Corajosamente bela - apesar do preenchimento labial.

1.7.09

Sessão da Tarde

As mulheres ainda são ínfima minoria na direção cinematográfica. Pouco a pouco, elas avançam numa área de expertise natural, a comédia romântica. A evolução do gênero - de cinema, não de sexo - porém torna tais filmes cada vez menos cômicos e infinitamente mais românticos. Seria a direta influência das mulheres diretoras?
A última comédia romântica que me fez rir muito foi Alguém Tem Que Ceder, de Nancy Meyers (que depois cometeu o bobinho O Amor Não Tira Férias), que seguia a cartilha histriônica dos duelos entre Cary Grant e diversas leading ladies nas décadas de 40/50/60, ou as perseguições entre Doris Day e Rock Hudson. Mas era exceção. A Proposta, de Sandra Bullock, deveria, de acordo com a divulgação do filme, renovar o gênero.

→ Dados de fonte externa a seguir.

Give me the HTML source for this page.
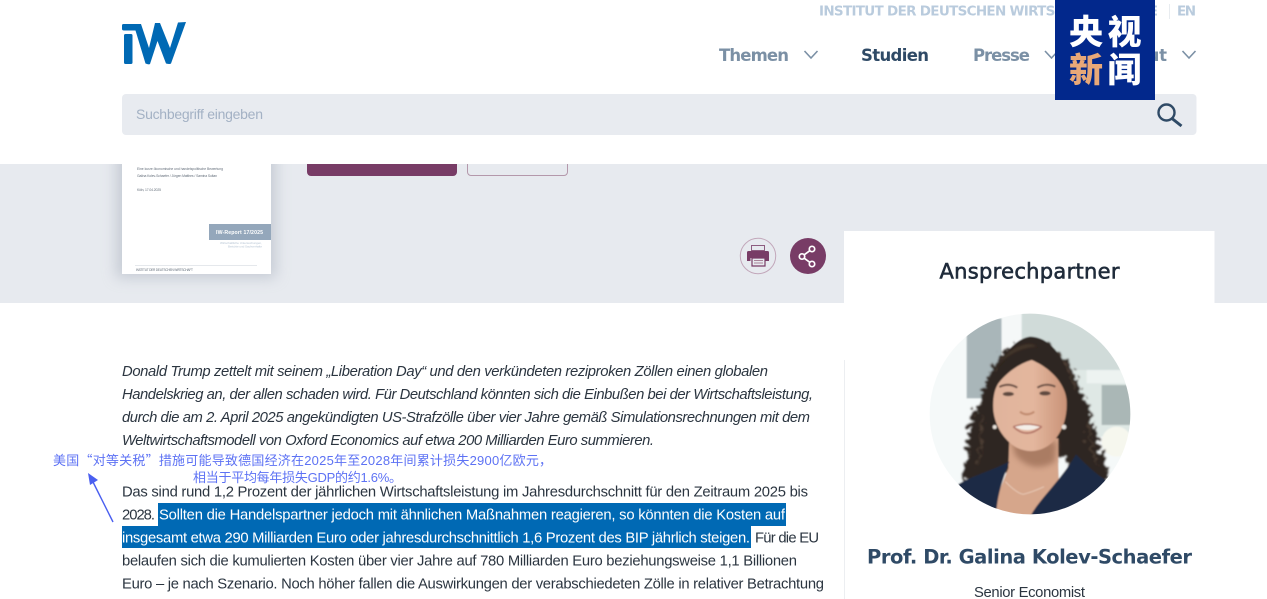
<!DOCTYPE html>
<html lang="de">
<head>
<meta charset="utf-8">
<title>IW Report</title>
<style>
html,body{margin:0;padding:0;background:#fff;width:1267px;height:599px;overflow:hidden}
svg{display:block;position:absolute;left:0;top:0}
text{font-family:"Liberation Sans","Noto Sans CJK SC",sans-serif}
.b{font-size:14.8px;fill:#2b3540}
.i{font-style:italic}
.w{fill:#fff}
.n{font-family:"DejaVu Sans",sans-serif;font-size:16.5px;font-weight:700;fill:#7b90a5}
.cjk{font-family:"Liberation Sans","Noto Sans CJK SC",sans-serif;font-size:13px;fill:#5d72f4}
.q{font-family:"Noto Sans CJK SC",sans-serif}
.bd{font-family:"Noto Sans CJK SC",sans-serif;font-weight:900;font-size:34px}
.dj{font-family:"DejaVu Sans",sans-serif}
</style>
</head>
<body>
<svg width="1267" height="599" viewBox="0 0 1267 599" xmlns="http://www.w3.org/2000/svg">
<defs>
<filter id="sh" x="-20%" y="-20%" width="140%" height="140%"><feGaussianBlur stdDeviation="7"/></filter>
<filter id="bl" x="-10%" y="-10%" width="120%" height="120%"><feGaussianBlur stdDeviation="3"/></filter>
<filter id="bf" x="-20%" y="-20%" width="140%" height="140%"><feGaussianBlur stdDeviation="9"/></filter>
<filter id="all" x="0" y="0" width="100%" height="100%"><feGaussianBlur stdDeviation="2.500"/></filter>
<filter id="curl" x="-20%" y="-20%" width="140%" height="140%">
<feTurbulence type="turbulence" baseFrequency=".04" numOctaves="2" seed="7" result="t"/>
<feDisplacementMap in="SourceGraphic" in2="t" scale="42" xChannelSelector="R" yChannelSelector="G"/>
<feGaussianBlur stdDeviation="2.500"/>
</filter>
<clipPath id="pc"><circle cx="330" cy="327" r="301"/></clipPath>
<linearGradient id="fg" x1="0" y1="0" x2="1" y2="0"><stop offset="0" stop-color="#e0b49c"/><stop offset=".55" stop-color="#e3b69d"/><stop offset="1" stop-color="#c99277"/></linearGradient>
</defs>

<rect width="1267" height="599" fill="#fff"/>
<rect x="0" y="164" width="1267" height="139" fill="#e7eaef"/>
<!-- cover -->
<rect x="116" y="150" width="160" height="128" fill="#aab2bf" opacity=".55" filter="url(#sh)"/>
<rect x="122" y="150" width="149" height="124" fill="#fff"/>
<g font-size="3.4" fill="#66707c">
<text x="137" y="170" textLength="86">Eine kurze ökonomische und handelspolitische Bewertung</text>
<text x="137" y="177" textLength="80">Galina Kolev-Schaefer / Jürgen Matthes / Samina Sultan</text>
<text x="137" y="191" textLength="24">Köln, 17.04.2025</text>
</g>
<rect x="209" y="224" width="62" height="16" fill="#94a7bb"/>
<text x="216" y="234" font-size="5.2" font-weight="700" fill="#fff" textLength="47">IW-Report 17/2025</text>
<g font-size="3" fill="#b7c5d4">
<text x="220" y="244" textLength="42">Wirtschaftliche Untersuchungen,</text>
<text x="228" y="247.500" textLength="34">Berichte und Sachverhalte</text>
</g>
<rect x="135" y="265" width="122" height="1" fill="#e5e8ec"/>
<text x="136" y="271" font-size="3.200" fill="#66707c" textLength="57">INSTITUT DER DEUTSCHEN WIRTSCHAFT</text>

<!-- buttons -->
<path d="M307 160H457V172a4 4 0 0 1-4 4H311a4 4 0 0 1-4-4Z" fill="#783c66"/>
<path d="M467.500 160V172a3.500 3.500 0 0 0 3.500 3.500H564a3.500 3.500 0 0 0 3.500-3.500V160" fill="none" stroke="#b498ab"/>

<!-- header -->
<rect x="0" y="0" width="1267" height="164" fill="#fff"/>
<g fill="#0069b4">
<path d="M122 25.500Q122 24 123.500 24H141L149 48 155 23H160L170 48 178 22.500 186 22 171 63.500Q170 64.500 166 63.500L157.500 41 150 64Q149 65 145.500 63.500L135.500 30.500H124Q122 30.500 122 29Z"/>
<rect x="124" y="34" width="8.500" height="30" rx="1.500"/>
</g>

<text class="dj" x="819" y="15.500" font-size="13.500" font-weight="700" fill="#b9cbdd" textLength="283">INSTITUT DER DEUTSCHEN WIRTSCHAFT</text>
<text class="dj" x="1138" y="15.500" font-size="13.500" font-weight="700" fill="#b9cbdd" textLength="20">DE</text>
<rect x="1169" y="4" width="1" height="15" fill="#e8ecf0"/>
<text class="dj" x="1177" y="15.500" font-size="13.500" font-weight="700" fill="#b9cbdd" textLength="19">EN</text>

<text class="n" x="719" y="61" textLength="70">Themen</text>
<path d="M804.500 51L811 58 817.500 51" fill="none" stroke="#7b90a5" stroke-width="1.600"/>
<text class="n" x="861" y="61" textLength="68" style="fill:#2f4a66">Studien</text>
<text class="n" x="973" y="61" textLength="57">Presse</text>
<path d="M1045 51L1051.500 58 1058 51" fill="none" stroke="#7b90a5" stroke-width="1.600"/>
<text class="n" x="1100" y="61" textLength="67">Institut</text>
<path d="M1182.500 51L1189 58 1195.500 51" fill="none" stroke="#7b90a5" stroke-width="1.600"/>

<rect x="122" y="94" width="1074.500" height="41" rx="4" fill="#e8ebf0"/>
<text x="136" y="119" font-size="14" fill="#a3b1c4" textLength="127">Suchbegriff eingeben</text>
<circle cx="1166.500" cy="112.500" r="8" fill="none" stroke="#2f4a66" stroke-width="2.400"/>
<path d="M1172 118.500L1181.500 126" stroke="#2f4a66" stroke-width="3" fill="none"/>

<!-- badge -->
<rect x="1055" y="0" width="100" height="100" fill="#02288c"/>
<text class="bd" x="1069" y="44" fill="#fff">央</text>
<text class="bd" x="1107.500" y="44" fill="#fff">视</text>
<text class="bd" x="1069" y="82" fill="#e8a878">新</text>
<text class="bd" x="1107.500" y="82" fill="#fff">闻</text>

<!-- contact card -->
<rect x="844" y="231" width="370.500" height="72" fill="#fff"/>
<rect x="844" y="360" width="1" height="239" fill="#eceef1"/>
<text class="dj" x="939.500" y="278.500" font-size="21" fill="#1f2b3a" stroke="#1f2b3a" stroke-width=".6" textLength="180">Ansprechpartner</text>

<!-- print/share -->
<circle cx="758" cy="256" r="17.700" fill="none" stroke="#c2a7ba" stroke-width="1"/>
<g fill="#783c66">
<path d="M751.500 245.500h13v5h-13z" fill="#e7eaef" stroke="#8d5d80" stroke-width="1"/>
<path d="M748.500 251h19a1.500 1.500 0 0 1 1.500 1.500V261h-3.500v-3h-15v3H747v-8.500a1.500 1.500 0 0 1 1.500-1.500Z"/>
<path d="M752 258h13v8h-13z" fill="#e7eaef" stroke="#783c66" stroke-width="1.200"/>
<path d="M754 260.500h9M754 263h9" stroke="#a88398" stroke-width="1"/>
</g>
<circle cx="808" cy="256" r="18" fill="#783c66"/>
<g fill="none" stroke="#fff" stroke-width="1.700">
<circle cx="802" cy="256.500" r="2.700"/>
<circle cx="812" cy="249" r="2.700"/>
<circle cx="812" cy="264" r="2.700"/>
<path d="M804.200 254.800L809.800 250.700M804.200 258.200L809.800 262.300"/>
</g>

<!-- body text -->
<text class="b i" x="122" y="376" textLength="646">Donald Trump zettelt mit seinem „Liberation Day“ und den verkündeten reziproken Zöllen einen globalen</text>
<text class="b i" x="122" y="399" textLength="691">Handelskrieg an, der allen schaden wird. Für Deutschland könnten sich die Einbußen bei der Wirtschaftsleistung,</text>
<text class="b i" x="122" y="422" textLength="688">durch die am 2. April 2025 angekündigten US-Strafzölle über vier Jahre gemäß Simulationsrechnungen mit dem</text>
<text class="b i" x="122" y="445" textLength="532">Weltwirtschaftsmodell von Oxford Economics auf etwa 200 Milliarden Euro summieren.</text>
<rect x="158" y="503" width="628" height="23" fill="#0069b4"/>
<rect x="122" y="526" width="629" height="22" fill="#0069b4"/>
<text class="b" x="122" y="496.500" textLength="686">Das sind rund 1,2 Prozent der jährlichen Wirtschaftsleistung im Jahresdurchschnitt für den Zeitraum 2025 bis</text>
<text class="b" x="122" y="519.500" textLength="33">2028.</text>
<text class="b w" x="159" y="519.500" textLength="626">Sollten die Handelspartner jedoch mit ähnlichen Maßnahmen reagieren, so könnten die Kosten auf</text>
<text class="b w" x="122" y="542.500" textLength="628">insgesamt etwa 290 Milliarden Euro oder jahresdurchschnittlich 1,6 Prozent des BIP jährlich steigen.</text>
<text class="b" x="755" y="542.500" textLength="64">Für die EU</text>
<text class="b" x="122" y="565.500" textLength="675">belaufen sich die kumulierten Kosten über vier Jahre auf 780 Milliarden Euro beziehungsweise 1,1 Billionen</text>
<text class="b" x="122" y="588.500" textLength="702">Euro – je nach Szenario. Noch höher fallen die Auswirkungen der verabschiedeten Zölle in relativer Betrachtung</text>

<!-- annotation -->
<text class="cjk" x="53" y="465" letter-spacing=".22">美国<tspan class="q">“</tspan>对等关税<tspan class="q">”</tspan>措施可能导致德国经济在2025年至2028年间累计损失2900亿欧元，</text>
<text class="cjk" x="193" y="482" textLength="209">相当于平均每年损失GDP的约1.6%。</text>
<path d="M113 522L93 482" stroke="#4a5ff0" stroke-width="1.400" fill="none"/>
<path d="M88 473L98 480 90 485Z" fill="#4a5ff0"/>

<!-- portrait -->
<g transform="translate(920 305) scale(.33333)">
<g clip-path="url(#pc)">
<g filter="url(#all)">
<rect x="0" y="0" width="660" height="660" fill="#f5f9f9"/>
<rect x="140" y="40" width="105" height="240" fill="#a9b6b9"/>
<rect x="245" y="20" width="60" height="170" fill="#f5f8f8"/>
<rect x="305" y="20" width="330" height="175" fill="#d0dbd9"/>
<rect x="430" y="195" width="210" height="200" fill="#dfe8e5"/>
<rect x="545" y="240" width="90" height="120" fill="#aab7b6"/>
<rect x="500" y="195" width="130" height="40" fill="#edf3f1"/>
<ellipse cx="590" cy="410" rx="45" ry="45" fill="#f6f7ee"/>
<!-- hair -->
<path filter="url(#curl)" fill="#2e2520" d="M320 100C260 100 205 150 185 220C170 280 140 320 135 375C130 430 125 470 115 515C165 525 225 510 270 470L420 450C455 490 505 528 555 515C550 465 530 425 515 375C505 320 485 270 460 215C435 145 385 100 320 100Z"/>
<path filter="url(#curl)" fill="none" stroke="#5d4a3c" stroke-width="7" opacity=".7" d="M175 330C165 380 175 420 160 470M490 330C505 385 495 420 525 480M220 190C260 130 320 110 350 125M390 130C425 160 445 200 455 250"/>
<path fill="#2e2520" d="M220 240C235 150 290 100 330 95C385 95 435 150 450 240L445 300 212 300Z"/>
<path fill="#584639" opacity=".6" filter="url(#bl)" d="M225 195C260 125 330 105 350 125C310 125 250 150 225 195Z"/>
<!-- neck and chest -->
<path fill="#d6a68b" d="M268 400L265 490 205 640H420L415 480 415 400Z"/>
<path filter="url(#bf)" fill="#9c6e56" opacity=".75" d="M275 410L410 410 405 470Q340 510 285 450Z"/>
<!-- blazer -->
<path fill="#1f2b45" d="M112 540C150 515 220 495 268 470C250 520 230 570 228 640H60ZM468 448C500 480 525 505 558 525L620 640H328C350 590 420 530 468 448Z"/>
<!-- face -->
<path fill="url(#fg)" d="M335 165C300 175 262 200 235 235 222 255 218 285 220 315 224 360 250 405 290 428 320 443 355 442 385 422 422 395 442 345 440 290 438 240 395 190 335 165Z"/>
<!-- features -->
<path d="M238 246Q265 232 292 248M352 248Q378 232 406 245" stroke="#6b5044" stroke-width="6" fill="none"/>
<ellipse cx="265" cy="267" rx="17" ry="6.500" fill="#5f4a40"/>
<ellipse cx="375" cy="265" rx="17" ry="6.500" fill="#5f4a40"/>
<path d="M300 320Q320 336 343 320" fill="none" stroke="#c08a6e" stroke-width="6"/>
<path d="M283 365Q320 354 362 365Q322 386 283 365Z" fill="#f4efe9"/>
<path d="M280 365Q320 404 365 365" fill="none" stroke="#b37567" stroke-width="5"/>
<path d="M280 365Q320 350 365 365" fill="none" stroke="#b37567" stroke-width="4"/>
<circle cx="432" cy="366" r="7" fill="#e8e2dc"/>
<circle cx="224" cy="366" r="6" fill="#e8e2dc"/>
<path d="M256 530Q290 565 310 568 340 560 372 545" fill="none" stroke="#efd7c6" stroke-width="2"/>
</g>
</g>
</g>

<text class="dj" x="867" y="563.500" font-size="19.500" font-weight="700" fill="#2f4a66" textLength="325">Prof. Dr. Galina Kolev-Schaefer</text>
<text x="974" y="597" font-size="14.800" fill="#2b3540" textLength="111">Senior Economist</text>
</svg>
</body>
</html>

A atriz não queria mais atuar em comédias, mas gostou do roteiro, aderindo entusiasticamente à sua primeira cena de nudez na carreira (muita gente na platéia gostaria de participar também, tal eram os profundos suspiros ouvidos na sessão para a imprensa carioca - lotada- durante o striptease de Ryan Reynolds).
Seguindo a trama tradicional de Megera Domada por um Petrucchio moderno - e mais jovem -, o filme não difere em nada dos últimos exemplares da espécie, incluindo um final La Bullock é uma editora-agente literária-gerente de comunicação prá lá de eficiente, que atemoriza seus subordinados, entre eles o assistente bonitinho, praticamente seu escravo. Como ela está prestes a ser deportada para seu Canadá natal (a propósito, país de origem do galã, na vida real), decide se casar com o assistente. Para não darem vexame na entrevista com o serviço de imigração, vão passar o fim de semana na casa da família do rapaz, no Alasca, onde as diferenças se acentuarão e as afinidades aflorarão, fazendo surgir o amor.
Lindinho, não? Igualzinho a tudo o que se viu antes, não? Anne Fletcher fez melhor em Vestida para Casar - ou seria o efeito de eu ter assistido na TV, o veículo ideal para A Proposta. De preferência, numa tarde chuvosa, acompanhado por sanduíches de queijo e presunto e refresco de maracujá preparados por mãe da gente. Delícias de Sessão da Tarde.